Chapter 4 Data Preparation
Data prep in R is not easy. Consider this page to still be under construction.
4.1 Packages Needed for Data Preparation
This code will check that required packages for this chapter are installed, install them if needed, and load them into your session.
req <- substitute(require(x, character.only = TRUE))
libs<-c("dplyr", "Hmisc", "DataExplorer", "funModeling", "reshape", "plyr", "car")
sapply(libs, function(x) eval(req) || {install.packages(x); eval(req)})
4.2 Knowing Thy Data
The following commands are useful in getting to know your data.
View(mydata) # This is useful for viewing your data set (note the capital V)
str(mydata)
head(mydata) # Shows the first five rows of data
dplyr::glimpse(mydata) # glimpse is a function of the dplyr package
funModeling::status(mydata) # shows you the number/% of zeroes, NAs, and variable type in data set
Hmisc::describe(mydata) # describe is a function of the Hmisc package (I favor this one)

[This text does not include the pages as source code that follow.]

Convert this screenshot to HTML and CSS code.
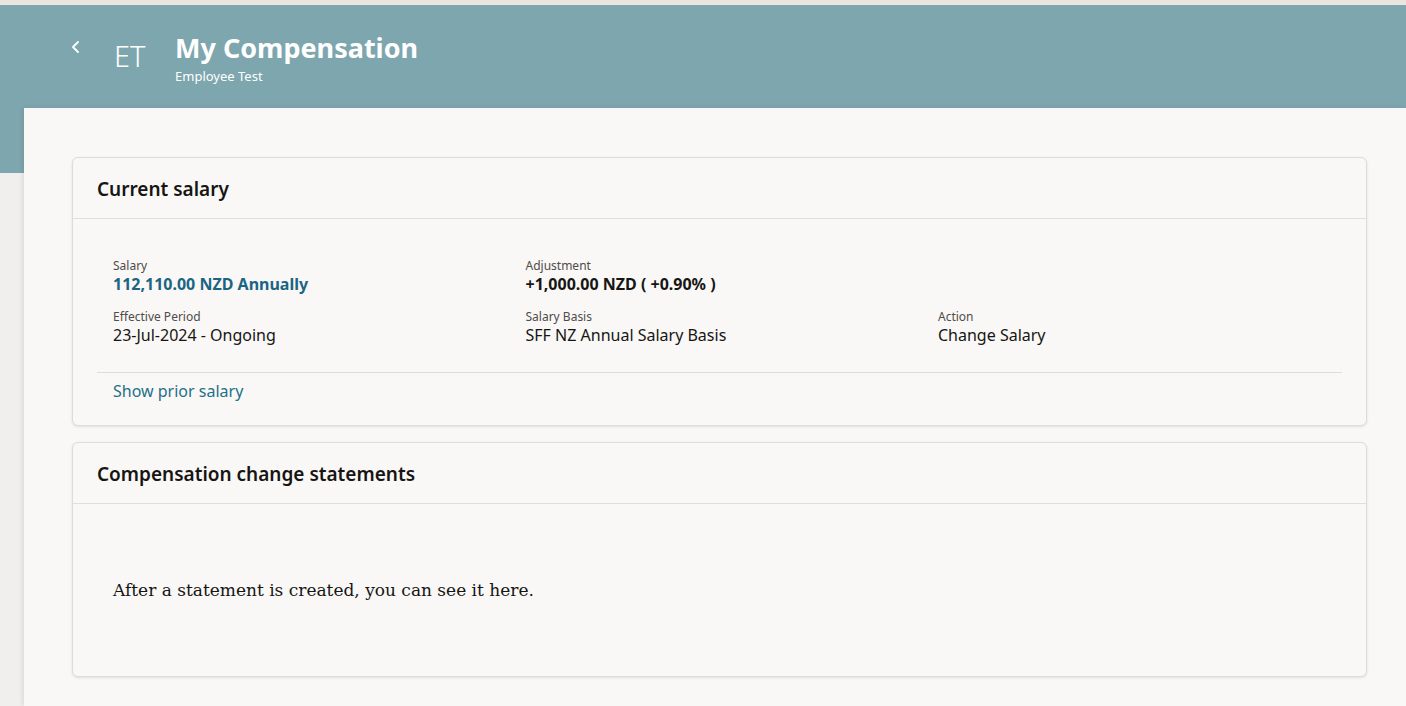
FILE: index.html
```html
<!DOCTYPE html>
<html lang="en">
<head>
<meta charset="UTF-8" />
<meta name="viewport" content="width=device-width, initial-scale=1.0">
<title>My Compensation</title>
<link rel="stylesheet" href="styles.css">
</head>
<body>

  <div class="top-strip"></div>

  <header class="page-header">
    <button class="back-btn" aria-label="Back">
      <svg width="12" height="14" viewBox="0 0 12 14"><path d="M8 2 L3 7 L8 12" fill="none" stroke="#ffffff" stroke-width="1.8" stroke-linecap="round" stroke-linejoin="round"/></svg>
    </button>
    <span class="initials">ET</span>
    <div class="title-block">
      <h1>My Compensation</h1>
      <span class="subtitle">Employee Test</span>
    </div>
  </header>

  <main class="panel">

    <section class="card">
      <div class="card-header">Current salary</div>
      <div class="card-body">
        <div class="fields">
          <div class="field">
            <span class="label">Salary</span>
            <span class="value salary">112,110.00 NZD Annually</span>
          </div>
          <div class="field">
            <span class="label">Adjustment</span>
            <span class="value strong">+1,000.00 NZD ( +0.90% )</span>
          </div>
          <div class="field"></div>

          <div class="field">
            <span class="label">Effective Period</span>
            <span class="value">23-Jul-2024 - Ongoing</span>
          </div>
          <div class="field">
            <span class="label">Salary Basis</span>
            <span class="value">SFF NZ Annual Salary Basis</span>
          </div>
          <div class="field">
            <span class="label">Action</span>
            <span class="value">Change Salary</span>
          </div>
        </div>
        <div class="card-footer">
          <a href="#" class="prior-link">Show prior salary</a>
        </div>
      </div>
    </section>

    <section class="card">
      <div class="card-header">Compensation change statements</div>
      <div class="card-body empty">
        <p class="empty-text">After a statement is created, you can see it here.</p>
      </div>
    </section>

  </main>

</body>
</html>
```

FILE: styles.css
```css
body {
  margin: 0;
  background-color: #f1efed;
  font-family: "Noto Sans", "Open Sans", Arial, sans-serif;
  color: #161513;
  height: 706px;
  overflow: hidden;
}

.top-strip {
  height: 5px;
  background-color: #e9e5df;
}

/* teal header band, the panel overlaps its bottom part */
.page-header {
  height: 168px;
  background-color: #7ea6ae;
  color: #ffffff;
  display: flex;
  align-items: flex-start;
  padding-left: 68px;
  box-sizing: border-box;
  padding-top: 29px;
}

.back-btn {
  background: none;
  border: none;
  padding: 0;
  margin-top: 6px;
  width: 16px;
  height: 16px;
  cursor: pointer;
}

.initials {
  font-size: 29px;
  font-weight: 300;
  margin-left: 30px;
  margin-top: 2px;
  width: 61px;
}

.title-block {
  display: flex;
  flex-direction: column;
}

.title-block h1 {
  margin: 0;
  font-size: 27px;
  font-weight: 700;
  line-height: 28px;
}

.subtitle {
  font-size: 13px;
  margin-top: 5px;
}

.panel {
  margin-top: -65px;
  margin-left: 24px;
  background-color: #f9f8f6;
  padding: 49px 39px 0 48px;
  height: 598px;
  box-sizing: border-box;
  box-shadow: -2px 0 4px rgba(0, 0, 0, 0.08);
  display: flex;
  flex-direction: column;
  gap: 16px;
}

.card {
  background-color: #f9f8f6;
  border: 1px solid #dedcd9;
  border-radius: 6px;
  box-shadow: 0 1px 3px rgba(0, 0, 0, 0.1);
}

.card-header {
  padding: 1px 24px 0 24px;
  height: 61px;
  box-sizing: border-box;
  display: flex;
  align-items: center;
  border-bottom: 1px solid #e0dedb;
  font-size: 19px;
  font-weight: 600;
}

.card-body {
  padding: 39px 24px 0 24px;
}

.fields {
  display: grid;
  grid-template-columns: repeat(3, 412.5px);
  row-gap: 14px;
  padding: 0 16px 26px 16px;
  border-bottom: 1px solid #dedcd9;
}

.field {
  display: flex;
  flex-direction: column;
}

.label {
  font-size: 12px;
  line-height: 16px;
  color: #4f4c49;
}

.value {
  font-size: 16px;
  line-height: 22px;
  margin-top: -1px;
}

.value.salary {
  color: #1b6583;
  font-weight: 700;
}

.value.strong {
  font-weight: 700;
}

.card-footer {
  padding: 7px 16px 23px 16px;
}

.prior-link {
  color: #227088;
  text-decoration: none;
  font-size: 16px;
  line-height: 22px;
}

.card-body.empty {
  height: 172px;
  box-sizing: border-box;
  padding: 0 40px;
  display: flex;
  align-items: center;
}

.empty-text {
  margin: 0;
  font-family: "DejaVu Serif", Georgia, serif;
  font-size: 17px;
}
```
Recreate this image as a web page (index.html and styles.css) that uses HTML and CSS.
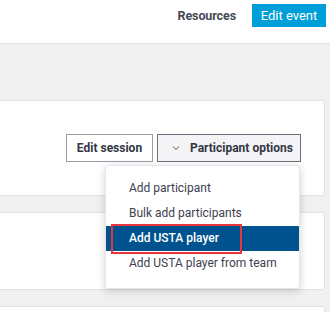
FILE: index.html
```
<html lang="en">
<head>
    <title>Event sessions</title>
    <meta charset="utf-8">
    <link rel="stylesheet" href="styles.css">
</head>
<body>
    <div class="topbar">
        <a class="resources">Resources</a>
        <a class="edit-event">Edit event</a>
    </div>
    <div class="content">
        <div class="card card-first">
            <div class="actions">
                <button class="btn">Edit session</button>
                <div class="menu-wrap">
                    <button class="btn btn-open">
                        <svg width="8" height="6" viewBox="0 0 8 6"><polyline points="1,1.5 4,4.5 7,1.5" fill="none" stroke="#555" stroke-width="1"/></svg>
                        Participant options
                    </button>
                    <div class="menu">
                        <div class="menu-item">Add participant</div>
                        <div class="menu-item">Bulk add participants</div>
                        <div class="menu-item active">Add USTA player<span class="mark"></span></div>
                        <div class="menu-item">Add USTA player from team</div>
                    </div>
                </div>
            </div>
        </div>
        <div class="card card-second"></div>
        <div class="card card-third"></div>
    </div>
</body>
</html>
```
FILE: styles.css
```
html, body {
    overflow: hidden;
}

body {
    margin: 0;
    padding: 0;
    background-color: #f0f0f0;
    font-family: "Roboto", sans-serif;
}

.topbar {
    height: 44px;
    background: #fff;
    border-bottom: 1px solid #e2e2e2;
    display: flex;
    justify-content: flex-end;
    align-items: flex-start;
    padding: 4px 4px 0 0;
    box-sizing: border-box;
}

.resources {
    font-weight: bold;
    font-size: 12.5px;
    letter-spacing: -0.1px;
    color: #454a52;
    line-height: 23px;
    margin-right: 16px;
}

.edit-event {
    background: #009ed8;
    color: #fff;
    font-size: 13px;
    line-height: 23px;
    width: 74px;
    text-align: center;
}

.content {
    padding-top: 56px;
    margin-left: -10px;
    margin-right: 5px;
}

.card {
    background: #fff;
    border: 1px solid #dce3ea;
    border-radius: 3px;
    box-sizing: border-box;
}

.card-first {
    height: 96px;
    padding-top: 33px;
}

.card-second {
    margin-top: 16px;
    height: 78px;
}

.card-third {
    margin-top: 16px;
    height: 10px;
}

.actions {
    display: flex;
    justify-content: flex-end;
    gap: 4px;
    padding-right: 23px;
}

.btn {
    font-family: "Roboto", sans-serif;
    font-weight: bold;
    font-size: 12px;
    color: #333744;
    background: #fff;
    border: 1px solid #9b9caa;
    height: 28px;
    width: 87px;
    padding: 0;
    margin: 0;
}

.btn-open {
    width: 144px;
    background: #f4f4f6;
    border-color: #6f6f7c;
    padding: 0 0 0 14px;
    display: flex;
    align-items: center;
    gap: 10px;
}

.menu-wrap {
    position: relative;
}

.menu {
    position: absolute;
    top: 31px;
    right: 1px;
    width: 195px;
    background: #fff;
    border: 1px solid #e4e6ea;
    border-radius: 3px;
    box-shadow: 0 2px 8px rgba(0, 0, 0, 0.18);
    padding: 10px 0 12px 0;
    box-sizing: border-box;
    z-index: 2;
}

.menu-item {
    position: relative;
    height: 25px;
    line-height: 25px;
    padding-left: 23px;
    font-size: 12px;
    color: #3e4150;
}

.menu-item.active {
    background: #00538f;
    color: #fff;
    font-weight: 500;
}

.mark {
    position: absolute;
    left: 5px;
    top: -2px;
    width: 131px;
    height: 30px;
    border: 2px solid #e8343d;
    box-sizing: border-box;
}
```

class(mydata$var) # To see how R currently classifies a particular variable
DataExplorer::create_report(mydata) # Useful for creating a thorough report on your data
4.3 Cleaning and Prepping Data
Removing a variable
mydata$var <- NULL # Base R approach
Keeping select variables (consider assigning the variables to a new dataset, as below)
mydata2 <- select(mydata, var1, var2, var3) # tidyverse approach
Cloning a variable or even a data set
mydata$newvar <- mydata$oldvar # Base R approach
mydata <- dplyr::mutate(mydata, clonevar = oldvar) # tidyverse approach
clone_dataset <- original_dataset # I often use this to simplify the name of my data set
Generating a variable based on other variable(s) (examples)
mydata$newvar <- mydata$oldvar1 / mydata$oldvar2 # Base R approach
mydata$newvar <- mydata$oldvar / 1000 # Base R approach
mydata <- dplyr::mutate(mydata, newvar = var1/var2) # tidyverse approach
Renaming a Variable (using “reshape” package)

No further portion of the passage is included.